He’s still going along.
He still works part time Monday through Friday at the St. Theresa Healthcare and Rehabilitation Center, where he helps out residents, many of them decades younger than he is. The volunteer position is through the city of Albuquerque’s Senior Companion Program.
He is the program’s oldest volunteer.
“I read to them, carry on conversations,” he says. “Whatever they would like me to do.”
To thank him for his work, the city’s Department of Senior Affairs is throwing Carroll a birthday party Thursday. His niece, Sandra Smallwood, is making him dinner. His son, Darrell Stewart, is flying in from Connecticut.
That’s fine, he says, though he’s not sure what all the fuss is about.
And he’s still not sure what he can offer me to explain how he’s managed to stay healthy so long.
But I am persistent.
And so we talk.

In this family portrait taken in the early 1940s, Carroll Stewart, upper right, is seen with wife Marge, his daughter Karyl Ann and son Daryl Dean. (Marla Brose/Albuquerque Journal)
Stewart ticks off the events in his long life like chapters in a history book. He was the oldest of three boys, his childhood spent mostly on his family’s farms in Kenmare, N.D., and Greensburg, Ind., where, he says, he ate too much meat, particularly the pork from the pigs his father slaughtered.
“I’m not much for meat anymore,” he says. “I was then. But I’ve been mostly vegetarian for a while.”
I make a mental note: No meat, long life.
In the 1920s with the farm faltering, Stewart’s dad tried his hand in the milling business, then the furniture business and then as a roustabout after he moved the family to Oklahoma, where oil wells were sprouting like dreams and fortunes were being made.
Stewart was a young man in the 1930s when the Great Depression shattered those dreams and the Dust Bowl parched the land.
“Best thing you could do in those days was go to school to learn something,” he says. “So I learned how to type and shorthand at a business school.”
Another mental note: Expand mind, live long.

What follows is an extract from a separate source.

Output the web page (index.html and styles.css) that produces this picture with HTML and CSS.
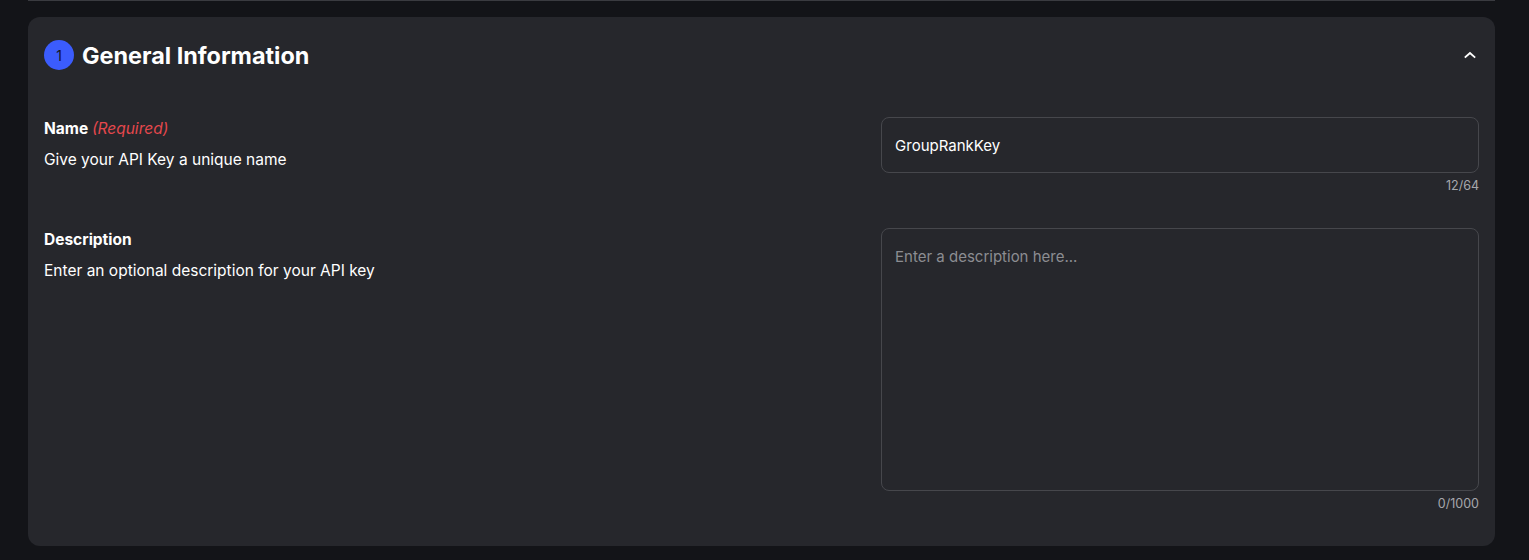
FILE: index.html
```html
<!DOCTYPE html>
<html lang="en">
<head>
<meta charset="utf-8">
<title>General Information</title>
<link rel="stylesheet" href="styles.css">
</head>
<body>
<div class="page">
  <div class="divider"></div>
  <section class="card">
    <header class="card-header">
      <div class="title-wrap">
        <span class="step">1</span>
        <h2 class="title">General Information</h2>
      </div>
      <button class="collapse" aria-label="Collapse">
        <svg width="12" height="8" viewBox="0 0 12 8"><path d="M1.5 6 L6 2 L10.5 6" fill="none" stroke="#ffffff" stroke-width="1.8" stroke-linecap="square"/></svg>
      </button>
    </header>
    <div class="row">
      <div class="info">
        <div class="label">Name <span class="req">(Required)</span></div>
        <div class="help">Give your API Key a unique name</div>
      </div>
      <div class="field">
        <div class="input">GroupRankKey</div>
        <div class="counter">12/64</div>
      </div>
    </div>
    <div class="row">
      <div class="info">
        <div class="label">Description</div>
        <div class="help">Enter an optional description for your API key</div>
      </div>
      <div class="field">
        <div class="textarea"><span class="placeholder">Enter a description here...</span></div>
        <div class="counter">0/1000</div>
      </div>
    </div>
  </section>
</div>
</body>
</html>
```

FILE: styles.css
```css
* { box-sizing: border-box; }
html, body { margin: 0; padding: 0; background: #131418; }
body { font-family: Inter, "Noto Sans", "Liberation Sans", sans-serif; color: #ffffff; }
.page { padding: 0 34px 14px 28px; height: 560px; }
.divider { height: 1px; background: #3a3b40; }
.card {
  margin-top: 16px;
  background: #26272c;
  border-radius: 12px;
  padding: 16px 16px 34px 16px;
  height: 529px;
}
.card-header { display: flex; align-items: center; justify-content: space-between; height: 44px; }
.title-wrap { display: flex; align-items: center; gap: 8px; }
.step {
  width: 30px; height: 30px; border-radius: 50%;
  background: #3b5cfd; color: #15161a;
  display: flex; align-items: center; justify-content: center;
  font-size: 14px; font-weight: 400;
}
.title { margin: 0; font-size: 23.4px; font-weight: 700; }
.collapse { background: none; border: 0; padding: 0; width: 22px; height: 22px; display: flex; align-items: center; justify-content: center; margin-right: -2px; }
.row { display: grid; grid-template-columns: 7fr 5fr; }
.row + .row { margin-top: 33px; }
.card-header + .row { margin-top: 40px; }
.info { padding-top: 1px; }
.label { font-size: 15.5px; font-weight: 700; line-height: 21px; }
.req { color: #e5484d; font-style: italic; font-weight: 400; }
.help { font-size: 15.5px; line-height: 22px; margin-top: 10px; }
.input {
  height: 56px; border: 1px solid #46474c; border-radius: 8px;
  padding: 0 13px; display: flex; align-items: center;
  font-size: 15px;
}
.textarea {
  height: 263px; border: 1px solid #46474c; border-radius: 8px;
  padding: 17px 13px; font-size: 15px; line-height: 22px;
}
.placeholder { color: #8c8d92; }
.counter { text-align: right; font-size: 12.5px; color: #a6a7ac; margin-top: 4px; line-height: 18px; }
```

Stewart later worked as a secretary for a refinery in Coffeyville, Kan., where he met his first wife, Margie, and raised their two children. When the United States entered World War II and then as the troops started marching home again in the 1940s, Stewart’s secretarial skills earned him a job with the Veterans Administration’s insurance division. The job moved him from Washington, D.C., to New York to Dallas.
Stewart tried on other jobs. For a time, he ran a bakery in Arlington, Texas, called the Donut King. He managed hotels in Gallup, Tucson and Albuquerque. After retirement, he lived for a time in Las Vegas, Nev. He found his way back to Albuquerque 10 years ago.
Another note: Variety, spice of long life.
He was married to Margie for 57 years; nine years to second wife, Anna. He was, he says, well-loved.
Note: Love, long life.
So, OK, he says, maybe he does know the secret to long life: his daily dose of organic apple cider vinegar (he prefers Bragg) in a glass of warm water with a spoonful of honey to cut the sharpness.
“I seem to crave vinegar,” he says.
And whole-grain bread he makes himself, soups, salads, fruits, nuts and dark chocolate.
And reading the Bible, going to church, maybe that as well, he says. Exercise? Maybe not that.
I duly note it all.
“But you know, my life is pretty simple,” he says.
And there it is. Simplicity.
In this complicated world, maybe just that, pure and simple, is the biggest secret of all.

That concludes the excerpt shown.